## EXERCISE PROMPT:
Retype the whole listing, please, keeping every line exact and dropping the pictures.

## INFORMATION SHOWN:
++++++
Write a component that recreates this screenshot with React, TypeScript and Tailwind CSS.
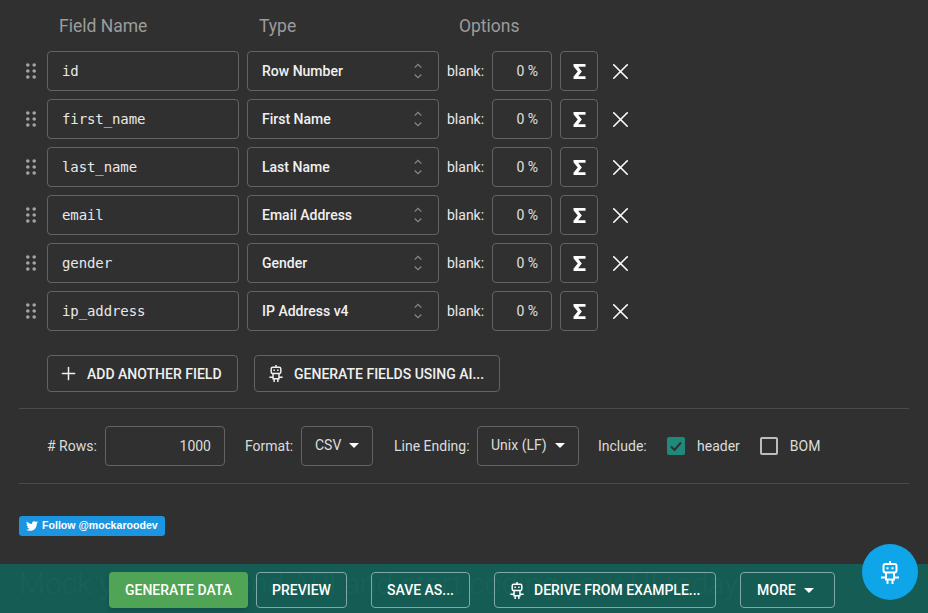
import { FaTwitter } from "react-icons/fa";
import { Plus, X } from "lucide-react";

const fields = [
  { name: "id", type: "Row Number" },
  { name: "first_name", type: "First Name" },
  { name: "last_name", type: "Last Name" },
  { name: "email", type: "Email Address" },
  { name: "gender", type: "Gender" },
  { name: "ip_address", type: "IP Address v4" },
];

function Robot({ className }: { className?: string }) {
  return (
    <svg viewBox="0 0 18 23" fill="none" stroke="currentColor" strokeWidth="2" className={className}>
      <path d="M9 0v3" />
      <rect x="2.5" y="3" width="13" height="8.5" rx="2" />
      <path d="M6.5 6.2v2M11.5 6.2v2" />
      <path d="M5 11.5v7h8v-7M0 16.5h5M13 16.5h5M6.5 18v5M11.5 18v5" />
    </svg>
  );
}

function Grip() {
  return (
    <svg viewBox="0 0 10 16" className="h-4 w-2.5 fill-[#a3a3a3]">
      <circle cx="1.8" cy="2" r="1.8" />
      <circle cx="8.2" cy="2" r="1.8" />
      <circle cx="1.8" cy="8" r="1.8" />
      <circle cx="8.2" cy="8" r="1.8" />
      <circle cx="1.8" cy="14" r="1.8" />
      <circle cx="8.2" cy="14" r="1.8" />
    </svg>
  );
}

function Caret() {
  return <span className="h-0 w-0 border-x-[5px] border-t-[5px] border-x-transparent border-t-white" />;
}

function Row({ name, type }: { name: string; type: string }) {
  return (
    <div className="flex h-10 items-center">
      <div className="flex w-[47px] justify-end pr-[11px]">
        <Grip />
      </div>
      <div className="flex h-10 w-[192px] items-center rounded border border-[#636363] pl-[14px] font-['DejaVu_Sans_Mono',monospace] text-sm tracking-[-0.1px] text-[#e8e8e8]">
        {name}
      </div>
      <div className="ml-2 flex h-10 w-[192px] items-center justify-between rounded border border-[#636363] pl-[14px] pr-4 text-sm font-medium text-[#f0f0f0]">
        {type}
        <svg viewBox="0 0 8 16" fill="none" stroke="#858585" strokeWidth="1.2" className="h-4 w-2">
          <path d="M.7 4.5 4 1.3l3.3 3.2M.7 11.5 4 14.7l3.3-3.2" />
        </svg>
      </div>
      <span className="ml-2 w-[45px] text-sm text-[#e8e8e8]">blank:</span>
      <div className="flex h-10 w-[60px] items-center justify-end rounded border border-[#636363] pr-[13px] text-sm text-[#e0e0e0]">
        0 %
      </div>
      <div className="ml-2 flex h-10 w-[38px] items-center justify-center rounded border border-[#636363]">
        <svg viewBox="0 0 13 15" className="h-[15px] w-[13px] fill-white">
          <path d="M.5 0h12v2.8H5.2L8.8 7.5 5.2 12.2h7.3V15H.5v-2.2L4.7 7.5.5 2.2z" />
        </svg>
      </div>
      <X className="ml-[9px] size-[27px] text-white" strokeWidth={1.4} />
    </div>
  );
}

export default function App() {
  return (
    <div className="relative flex h-[613px] w-[928px] flex-col overflow-hidden bg-[#303030] font-['Roboto',sans-serif]">
      <div className="flex h-[51px] items-start pl-[59px] pt-[15px] text-[17.5px] leading-[22px] text-[#9c9c9c]">
        <span className="w-[200px]">Field Name</span>
        <span className="w-[200px]">Type</span>
        <span>Options</span>
      </div>

      <div className="flex flex-col gap-2">
        {fields.map((f) => (
          <Row key={f.name} name={f.name} type={f.type} />
        ))}
      </div>

      <div className="ml-[47px] mt-6 flex gap-4 text-sm font-medium text-[#f0f0f0]">
        <button className="flex h-[37px] w-[191px] items-center rounded border border-[#636363] pl-2.5">
          <Plus className="mr-2 size-[21px]" strokeWidth={1.7} />
          ADD ANOTHER FIELD
        </button>
        <button className="flex h-[37px] w-[246px] items-center rounded border border-[#636363] pl-[14px]">
          <Robot className="mr-[11px] h-[17px] w-[14px]" />
          GENERATE FIELDS USING AI...
        </button>
      </div>

      <div className="mx-[19px] mt-4 flex h-[76px] items-center border-y border-[#4b4b4b] pl-[28px] text-sm text-[#dcdcdc]">
        <span className="w-[58px]"># Rows:</span>
        <div className="flex h-10 w-[120px] items-center justify-end rounded border border-[#636363] pr-[13px]">1000</div>
        <span className="ml-5 w-[56px]">Format:</span>
        <div className="flex h-10 w-[72px] items-center gap-[8px] rounded border border-[#636363] pb-0.5 pl-[13px]">
          CSV <Caret />
        </div>
        <span className="ml-[21px] w-[83px]">Line Ending:</span>
        <div className="flex h-10 w-[102px] items-center gap-[8px] rounded border border-[#636363] pb-0.5 pl-[13px]">
          Unix (LF) <Caret />
        </div>
        <span className="ml-[19px] w-[69px]">Include:</span>
        <span className="flex size-[18px] items-center justify-center rounded-[2px] bg-[#1f8a7a]">
          <svg viewBox="0 0 18 18" fill="none" stroke="#303030" strokeWidth="2" className="size-[18px]">
            <path d="M4 9.5 7.5 13 14 5.5" />
          </svg>
        </span>
        <span className="ml-3">header</span>
        <span className="ml-5 size-[18px] rounded-[2px] border-2 border-[#bdbdbd]" />
        <span className="ml-3">BOM</span>
      </div>

      <div className="ml-[19px] mt-8 flex h-5 w-[146px] items-center gap-1 rounded-[3px] bg-[#1b95e0] pl-[7px] font-['Liberation_Sans',sans-serif] text-[10.6px] font-bold text-white">
        <FaTwitter className="size-[12px]" />
        Follow @mockaroodev
      </div>

      <div className="relative mt-auto flex h-[49px] items-start gap-2 bg-[#145c54] pt-2 pl-[109px] text-sm font-medium text-white">
        <span className="absolute left-[19px] top-0 whitespace-nowrap text-[30px] font-light leading-10 text-[#186259]">
          Mock your back-end API and start coding your UI today.
        </span>
        <button className="relative h-9 w-[139px] rounded bg-[#50a455] shadow-md">GENERATE DATA</button>
        <button className="relative h-9 w-[91px] rounded border border-[#7fa9a4]">PREVIEW</button>
        <button className="relative ml-4 h-9 w-[99px] rounded border border-[#7fa9a4]">SAVE AS...</button>
        <button className="relative ml-4 flex h-9 w-[222px] items-center rounded border border-[#7fa9a4] pl-[15px]">
          <Robot className="mr-[10px] h-[17px] w-[14px]" />
          DERIVE FROM EXAMPLE...
        </button>
        <button className="relative ml-4 flex h-9 w-[95px] items-center gap-2 rounded border border-[#7fa9a4] pl-4">
          MORE <Caret />
        </button>
      </div>

      <div className="absolute left-[862px] top-[544px] flex size-14 items-center justify-center rounded-full bg-[#0ea5e9]">
        <Robot className="h-[23px] w-[18px] text-white" />
      </div>
    </div>
  );
}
++++++
## RESPONSE TO THE EXERCISE:
Write a component that recreates this screenshot with React, TypeScript and Tailwind CSS.
import { FaTwitter } from "react-icons/fa";
import { Plus, X } from "lucide-react";

const fields = [
  { name: "id", type: "Row Number" },
  { name: "first_name", type: "First Name" },
  { name: "last_name", type: "Last Name" },
  { name: "email", type: "Email Address" },
  { name: "gender", type: "Gender" },
  { name: "ip_address", type: "IP Address v4" },
];

function Robot({ className }: { className?: string }) {
  return (
    <svg viewBox="0 0 18 23" fill="none" stroke="currentColor" strokeWidth="2" className={className}>
      <path d="M9 0v3" />
      <rect x="2.5" y="3" width="13" height="8.5" rx="2" />
      <path d="M6.5 6.2v2M11.5 6.2v2" />
      <path d="M5 11.5v7h8v-7M0 16.5h5M13 16.5h5M6.5 18v5M11.5 18v5" />
    </svg>
  );
}

function Grip() {
  return (
    <svg viewBox="0 0 10 16" className="h-4 w-2.5 fill-[#a3a3a3]">
      <circle cx="1.8" cy="2" r="1.8" />
      <circle cx="8.2" cy="2" r="1.8" />
      <circle cx="1.8" cy="8" r="1.8" />
      <circle cx="8.2" cy="8" r="1.8" />
      <circle cx="1.8" cy="14" r="1.8" />
      <circle cx="8.2" cy="14" r="1.8" />
    </svg>
  );
}

function Caret() {
  return <span className="h-0 w-0 border-x-[5px] border-t-[5px] border-x-transparent border-t-white" />;
}

function Row({ name, type }: { name: string; type: string }) {
  return (
    <div className="flex h-10 items-center">
      <div className="flex w-[47px] justify-end pr-[11px]">
        <Grip />
      </div>
      <div className="flex h-10 w-[192px] items-center rounded border border-[#636363] pl-[14px] font-['DejaVu_Sans_Mono',monospace] text-sm tracking-[-0.1px] text-[#e8e8e8]">
        {name}
      </div>
      <div className="ml-2 flex h-10 w-[192px] items-center justify-between rounded border border-[#636363] pl-[14px] pr-4 text-sm font-medium text-[#f0f0f0]">
        {type}
        <svg viewBox="0 0 8 16" fill="none" stroke="#858585" strokeWidth="1.2" className="h-4 w-2">
          <path d="M.7 4.5 4 1.3l3.3 3.2M.7 11.5 4 14.7l3.3-3.2" />
        </svg>
      </div>
      <span className="ml-2 w-[45px] text-sm text-[#e8e8e8]">blank:</span>
      <div className="flex h-10 w-[60px] items-center justify-end rounded border border-[#636363] pr-[13px] text-sm text-[#e0e0e0]">
        0 %
      </div>
      <div className="ml-2 flex h-10 w-[38px] items-center justify-center rounded border border-[#636363]">
        <svg viewBox="0 0 13 15" className="h-[15px] w-[13px] fill-white">
          <path d="M.5 0h12v2.8H5.2L8.8 7.5 5.2 12.2h7.3V15H.5v-2.2L4.7 7.5.5 2.2z" />
        </svg>
      </div>
      <X className="ml-[9px] size-[27px] text-white" strokeWidth={1.4} />
    </div>
  );
}

export default function App() {
  return (
    <div className="relative flex h-[613px] w-[928px] flex-col overflow-hidden bg-[#303030] font-['Roboto',sans-serif]">
      <div className="flex h-[51px] items-start pl-[59px] pt-[15px] text-[17.5px] leading-[22px] text-[#9c9c9c]">
        <span className="w-[200px]">Field Name</span>
        <span className="w-[200px]">Type</span>
        <span>Options</span>
      </div>

      <div className="flex flex-col gap-2">
        {fields.map((f) => (
          <Row key={f.name} name={f.name} type={f.type} />
        ))}
      </div>

      <div className="ml-[47px] mt-6 flex gap-4 text-sm font-medium text-[#f0f0f0]">
        <button className="flex h-[37px] w-[191px] items-center rounded border border-[#636363] pl-2.5">
          <Plus className="mr-2 size-[21px]" strokeWidth={1.7} />
          ADD ANOTHER FIELD
        </button>
        <button className="flex h-[37px] w-[246px] items-center rounded border border-[#636363] pl-[14px]">
          <Robot className="mr-[11px] h-[17px] w-[14px]" />
          GENERATE FIELDS USING AI...
        </button>
      </div>

      <div className="mx-[19px] mt-4 flex h-[76px] items-center border-y border-[#4b4b4b] pl-[28px] text-sm text-[#dcdcdc]">
        <span className="w-[58px]"># Rows:</span>
        <div className="flex h-10 w-[120px] items-center justify-end rounded border border-[#636363] pr-[13px]">1000</div>
        <span className="ml-5 w-[56px]">Format:</span>
        <div className="flex h-10 w-[72px] items-center gap-[8px] rounded border border-[#636363] pb-0.5 pl-[13px]">
          CSV <Caret />
        </div>
        <span className="ml-[21px] w-[83px]">Line Ending:</span>
        <div className="flex h-10 w-[102px] items-center gap-[8px] rounded border border-[#636363] pb-0.5 pl-[13px]">
          Unix (LF) <Caret />
        </div>
        <span className="ml-[19px] w-[69px]">Include:</span>
        <span className="flex size-[18px] items-center justify-center rounded-[2px] bg-[#1f8a7a]">
          <svg viewBox="0 0 18 18" fill="none" stroke="#303030" strokeWidth="2" className="size-[18px]">
            <path d="M4 9.5 7.5 13 14 5.5" />
          </svg>
        </span>
        <span className="ml-3">header</span>
        <span className="ml-5 size-[18px] rounded-[2px] border-2 border-[#bdbdbd]" />
        <span className="ml-3">BOM</span>
      </div>

      <div className="ml-[19px] mt-8 flex h-5 w-[146px] items-center gap-1 rounded-[3px] bg-[#1b95e0] pl-[7px] font-['Liberation_Sans',sans-serif] text-[10.6px] font-bold text-white">
        <FaTwitter className="size-[12px]" />
        Follow @mockaroodev
      </div>

      <div className="relative mt-auto flex h-[49px] items-start gap-2 bg-[#145c54] pt-2 pl-[109px] text-sm font-medium text-white">
        <span className="absolute left-[19px] top-0 whitespace-nowrap text-[30px] font-light leading-10 text-[#186259]">
          Mock your back-end API and start coding your UI today.
        </span>
        <button className="relative h-9 w-[139px] rounded bg-[#50a455] shadow-md">GENERATE DATA</button>
        <button className="relative h-9 w-[91px] rounded border border-[#7fa9a4]">PREVIEW</button>
        <button className="relative ml-4 h-9 w-[99px] rounded border border-[#7fa9a4]">SAVE AS...</button>
        <button className="relative ml-4 flex h-9 w-[222px] items-center rounded border border-[#7fa9a4] pl-[15px]">
          <Robot className="mr-[10px] h-[17px] w-[14px]" />
          DERIVE FROM EXAMPLE...
        </button>
        <button className="relative ml-4 flex h-9 w-[95px] items-center gap-2 rounded border border-[#7fa9a4] pl-4">
          MORE <Caret />
        </button>
      </div>

      <div className="absolute left-[862px] top-[544px] flex size-14 items-center justify-center rounded-full bg-[#0ea5e9]">
        <Robot className="h-[23px] w-[18px] text-white" />
      </div>
    </div>
  );
}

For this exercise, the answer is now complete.